Waldrop is complicated because it comes from one the few states that has a pure race recording statute. Hence, Waldrop said that because this was an easement not a covenant no notice was required. The case was further complicated by the fact that the easement was, in fact, in the recording system, but it was hard to find. So what the court was really saying was that even if it was hard to find, it nonetheless fulfilled the requirements of the state’s race statute. It suggested, perhaps it even held, that if enforcement in equity of a covenant had been at stake, the covenant would have to have been found in the plaintiff’s direct chain of title.
Question 11. In assessing whether Cooke v. Ramponi is against Riley v. Bear Creek, we suggested that there was evidence of “part performance” in Riley, but there was no “estoppel”- I’m confused as to the difference between the 2 concepts. Do you have any further clarification?

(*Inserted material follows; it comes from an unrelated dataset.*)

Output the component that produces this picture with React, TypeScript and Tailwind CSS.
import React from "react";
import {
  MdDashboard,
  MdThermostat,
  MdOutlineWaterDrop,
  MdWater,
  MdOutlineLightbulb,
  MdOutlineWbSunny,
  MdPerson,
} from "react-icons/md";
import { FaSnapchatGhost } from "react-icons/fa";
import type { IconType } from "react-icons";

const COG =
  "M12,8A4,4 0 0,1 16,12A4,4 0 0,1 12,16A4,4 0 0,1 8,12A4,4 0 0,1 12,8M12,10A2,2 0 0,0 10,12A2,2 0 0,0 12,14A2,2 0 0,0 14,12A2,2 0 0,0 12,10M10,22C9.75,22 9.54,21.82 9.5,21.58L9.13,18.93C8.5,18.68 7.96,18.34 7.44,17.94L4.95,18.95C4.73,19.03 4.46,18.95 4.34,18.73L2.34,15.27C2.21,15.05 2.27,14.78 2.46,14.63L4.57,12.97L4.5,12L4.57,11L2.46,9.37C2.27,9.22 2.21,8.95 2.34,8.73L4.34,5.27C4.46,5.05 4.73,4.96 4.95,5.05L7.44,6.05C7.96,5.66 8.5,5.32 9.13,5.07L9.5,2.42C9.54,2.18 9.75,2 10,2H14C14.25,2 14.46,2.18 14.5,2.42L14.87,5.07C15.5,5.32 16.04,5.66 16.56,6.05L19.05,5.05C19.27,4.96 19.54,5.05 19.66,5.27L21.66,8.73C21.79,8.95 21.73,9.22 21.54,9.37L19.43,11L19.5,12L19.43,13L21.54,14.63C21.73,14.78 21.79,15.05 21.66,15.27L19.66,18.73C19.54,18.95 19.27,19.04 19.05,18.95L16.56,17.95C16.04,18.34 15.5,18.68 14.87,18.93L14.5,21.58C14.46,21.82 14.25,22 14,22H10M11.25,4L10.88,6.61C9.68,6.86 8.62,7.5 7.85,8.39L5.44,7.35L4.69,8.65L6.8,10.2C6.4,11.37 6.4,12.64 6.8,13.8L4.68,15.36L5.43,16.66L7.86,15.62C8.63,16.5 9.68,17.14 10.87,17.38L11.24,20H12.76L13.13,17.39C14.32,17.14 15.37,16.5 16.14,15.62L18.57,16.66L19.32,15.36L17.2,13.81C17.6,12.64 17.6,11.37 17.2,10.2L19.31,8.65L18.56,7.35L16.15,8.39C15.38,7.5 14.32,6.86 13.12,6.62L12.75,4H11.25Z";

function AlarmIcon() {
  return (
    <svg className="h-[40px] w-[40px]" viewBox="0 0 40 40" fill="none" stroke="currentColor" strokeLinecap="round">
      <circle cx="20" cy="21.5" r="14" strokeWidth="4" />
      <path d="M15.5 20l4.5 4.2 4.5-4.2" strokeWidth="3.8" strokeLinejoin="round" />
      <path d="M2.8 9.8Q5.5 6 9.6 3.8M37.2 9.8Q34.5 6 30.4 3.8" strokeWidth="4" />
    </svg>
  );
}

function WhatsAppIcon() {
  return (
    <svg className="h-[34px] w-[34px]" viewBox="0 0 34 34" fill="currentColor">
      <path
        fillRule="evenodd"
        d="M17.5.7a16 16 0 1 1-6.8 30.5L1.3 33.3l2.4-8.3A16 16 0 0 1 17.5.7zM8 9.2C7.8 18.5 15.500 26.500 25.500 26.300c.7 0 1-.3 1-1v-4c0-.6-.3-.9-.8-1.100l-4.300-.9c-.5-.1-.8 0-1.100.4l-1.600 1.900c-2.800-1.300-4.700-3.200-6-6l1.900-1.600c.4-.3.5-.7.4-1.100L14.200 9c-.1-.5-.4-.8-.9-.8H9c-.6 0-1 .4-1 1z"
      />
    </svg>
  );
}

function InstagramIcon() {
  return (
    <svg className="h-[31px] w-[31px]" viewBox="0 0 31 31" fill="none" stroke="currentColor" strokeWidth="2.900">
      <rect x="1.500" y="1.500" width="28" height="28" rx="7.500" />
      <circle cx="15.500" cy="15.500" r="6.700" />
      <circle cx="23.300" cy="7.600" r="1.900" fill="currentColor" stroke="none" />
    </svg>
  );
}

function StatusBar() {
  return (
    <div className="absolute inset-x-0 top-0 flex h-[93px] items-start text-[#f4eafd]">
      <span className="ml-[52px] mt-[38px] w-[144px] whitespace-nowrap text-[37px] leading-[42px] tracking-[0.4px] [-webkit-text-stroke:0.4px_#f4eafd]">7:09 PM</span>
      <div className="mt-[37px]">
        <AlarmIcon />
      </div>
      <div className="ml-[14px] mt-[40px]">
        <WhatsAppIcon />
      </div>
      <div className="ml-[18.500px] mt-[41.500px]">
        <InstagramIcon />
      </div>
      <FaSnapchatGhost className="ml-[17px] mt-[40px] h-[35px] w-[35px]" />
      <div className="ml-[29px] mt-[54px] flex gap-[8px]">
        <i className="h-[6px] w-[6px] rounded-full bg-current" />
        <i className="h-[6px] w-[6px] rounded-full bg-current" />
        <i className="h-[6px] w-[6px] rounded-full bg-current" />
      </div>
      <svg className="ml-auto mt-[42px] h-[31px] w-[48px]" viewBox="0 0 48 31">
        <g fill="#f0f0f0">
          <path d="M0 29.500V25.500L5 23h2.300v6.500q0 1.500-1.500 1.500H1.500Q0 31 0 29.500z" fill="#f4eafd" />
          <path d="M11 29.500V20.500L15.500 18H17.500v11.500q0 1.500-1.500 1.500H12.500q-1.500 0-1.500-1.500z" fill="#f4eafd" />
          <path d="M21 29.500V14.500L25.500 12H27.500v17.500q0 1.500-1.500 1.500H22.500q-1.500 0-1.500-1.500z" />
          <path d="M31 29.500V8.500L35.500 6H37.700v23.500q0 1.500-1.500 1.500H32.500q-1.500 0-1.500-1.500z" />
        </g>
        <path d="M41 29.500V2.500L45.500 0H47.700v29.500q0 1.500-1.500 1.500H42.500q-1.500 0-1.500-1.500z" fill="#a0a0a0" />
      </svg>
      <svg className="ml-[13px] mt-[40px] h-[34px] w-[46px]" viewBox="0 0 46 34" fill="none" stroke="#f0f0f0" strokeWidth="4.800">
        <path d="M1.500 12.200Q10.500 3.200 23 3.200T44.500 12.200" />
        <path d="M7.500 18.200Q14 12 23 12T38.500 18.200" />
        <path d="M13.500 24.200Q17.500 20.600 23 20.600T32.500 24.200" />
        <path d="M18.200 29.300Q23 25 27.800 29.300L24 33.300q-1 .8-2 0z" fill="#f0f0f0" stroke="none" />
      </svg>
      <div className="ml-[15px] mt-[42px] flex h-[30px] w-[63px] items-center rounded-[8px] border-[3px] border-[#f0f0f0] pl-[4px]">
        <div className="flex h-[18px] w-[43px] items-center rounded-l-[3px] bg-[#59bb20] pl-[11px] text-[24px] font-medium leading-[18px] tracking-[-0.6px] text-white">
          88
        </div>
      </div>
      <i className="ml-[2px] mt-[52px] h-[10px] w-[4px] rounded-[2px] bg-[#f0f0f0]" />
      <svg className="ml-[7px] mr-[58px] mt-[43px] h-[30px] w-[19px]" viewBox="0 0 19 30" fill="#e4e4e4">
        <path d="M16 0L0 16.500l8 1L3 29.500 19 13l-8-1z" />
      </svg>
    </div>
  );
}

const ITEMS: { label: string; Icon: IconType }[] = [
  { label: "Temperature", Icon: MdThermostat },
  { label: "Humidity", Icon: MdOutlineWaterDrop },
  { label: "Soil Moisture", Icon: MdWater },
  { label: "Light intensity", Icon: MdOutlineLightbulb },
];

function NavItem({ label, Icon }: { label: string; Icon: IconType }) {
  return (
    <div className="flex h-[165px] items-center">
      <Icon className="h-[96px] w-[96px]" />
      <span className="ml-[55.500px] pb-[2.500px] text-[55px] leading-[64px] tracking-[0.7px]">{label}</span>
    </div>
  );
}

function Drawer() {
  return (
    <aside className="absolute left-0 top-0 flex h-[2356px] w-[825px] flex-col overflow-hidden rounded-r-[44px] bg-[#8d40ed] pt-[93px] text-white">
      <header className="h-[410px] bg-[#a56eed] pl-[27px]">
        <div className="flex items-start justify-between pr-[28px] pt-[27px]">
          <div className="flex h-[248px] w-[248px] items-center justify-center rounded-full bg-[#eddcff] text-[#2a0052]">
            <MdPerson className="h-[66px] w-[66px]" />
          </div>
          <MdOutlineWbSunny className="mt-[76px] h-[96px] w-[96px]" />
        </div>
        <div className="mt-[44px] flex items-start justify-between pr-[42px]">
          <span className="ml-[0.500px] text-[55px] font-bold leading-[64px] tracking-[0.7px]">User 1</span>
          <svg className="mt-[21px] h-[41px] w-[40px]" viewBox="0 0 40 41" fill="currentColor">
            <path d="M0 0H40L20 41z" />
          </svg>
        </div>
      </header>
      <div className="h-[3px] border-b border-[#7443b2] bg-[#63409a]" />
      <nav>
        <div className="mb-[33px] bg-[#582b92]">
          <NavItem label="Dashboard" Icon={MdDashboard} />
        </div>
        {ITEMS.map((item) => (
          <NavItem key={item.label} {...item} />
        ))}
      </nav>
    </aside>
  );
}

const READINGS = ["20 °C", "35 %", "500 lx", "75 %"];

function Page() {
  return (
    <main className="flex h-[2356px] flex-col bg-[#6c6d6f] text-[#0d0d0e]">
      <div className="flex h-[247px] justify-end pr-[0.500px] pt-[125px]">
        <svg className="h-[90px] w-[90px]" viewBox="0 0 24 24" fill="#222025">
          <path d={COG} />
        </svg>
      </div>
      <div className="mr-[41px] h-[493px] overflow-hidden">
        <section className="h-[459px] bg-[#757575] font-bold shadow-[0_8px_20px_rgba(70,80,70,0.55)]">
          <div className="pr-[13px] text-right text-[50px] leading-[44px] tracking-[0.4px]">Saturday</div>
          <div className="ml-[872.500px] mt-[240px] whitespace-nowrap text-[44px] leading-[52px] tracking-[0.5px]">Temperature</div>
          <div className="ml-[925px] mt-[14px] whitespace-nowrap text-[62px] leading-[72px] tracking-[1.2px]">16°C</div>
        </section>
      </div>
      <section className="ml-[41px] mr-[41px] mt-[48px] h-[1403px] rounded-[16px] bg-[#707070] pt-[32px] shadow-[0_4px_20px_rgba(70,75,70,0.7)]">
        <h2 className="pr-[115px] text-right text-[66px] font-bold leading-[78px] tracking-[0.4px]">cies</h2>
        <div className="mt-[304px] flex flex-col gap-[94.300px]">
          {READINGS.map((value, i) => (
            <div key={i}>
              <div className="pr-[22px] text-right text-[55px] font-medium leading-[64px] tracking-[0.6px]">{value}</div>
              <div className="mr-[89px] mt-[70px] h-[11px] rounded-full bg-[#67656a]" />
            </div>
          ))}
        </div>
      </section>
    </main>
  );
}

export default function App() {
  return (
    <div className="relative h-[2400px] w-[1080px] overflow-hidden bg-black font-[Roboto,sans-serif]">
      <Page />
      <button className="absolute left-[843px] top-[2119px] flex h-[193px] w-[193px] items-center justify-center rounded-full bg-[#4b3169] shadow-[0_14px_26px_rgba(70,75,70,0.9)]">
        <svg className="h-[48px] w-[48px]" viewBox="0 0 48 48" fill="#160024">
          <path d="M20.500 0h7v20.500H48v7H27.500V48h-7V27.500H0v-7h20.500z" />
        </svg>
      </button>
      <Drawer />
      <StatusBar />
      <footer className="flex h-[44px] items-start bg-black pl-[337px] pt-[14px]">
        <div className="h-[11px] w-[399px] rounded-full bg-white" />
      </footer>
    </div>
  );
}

Answer 11. The line between the two is not sharp, and certainly is not sharp in actual application. We can, however, separate the two conceptually in this way: The issue is whether we are going to enforce an oral agreement that does not comply with the statute of Frauds. We might say, yes, so long as we evidence in the parties’ behavior that gives us evidence as to what the agreement was. X and Y make a sales contract orally that exceeds the statutory maximum. X then ships 100 boxes of red widgets to Y, and Y accepts them. Standard doctrine, as I understand it, says that at least so far as those 100 boxes is concerned there has been partial performance on X’s part, and if we have no independent evidence as to what the price was, we’ll make Y pay the market price for them. That’s partial performance, and in order partially to enforce the contract despite the statute, we don’t need to get into the question whether anyone detrimentally relied on the contract.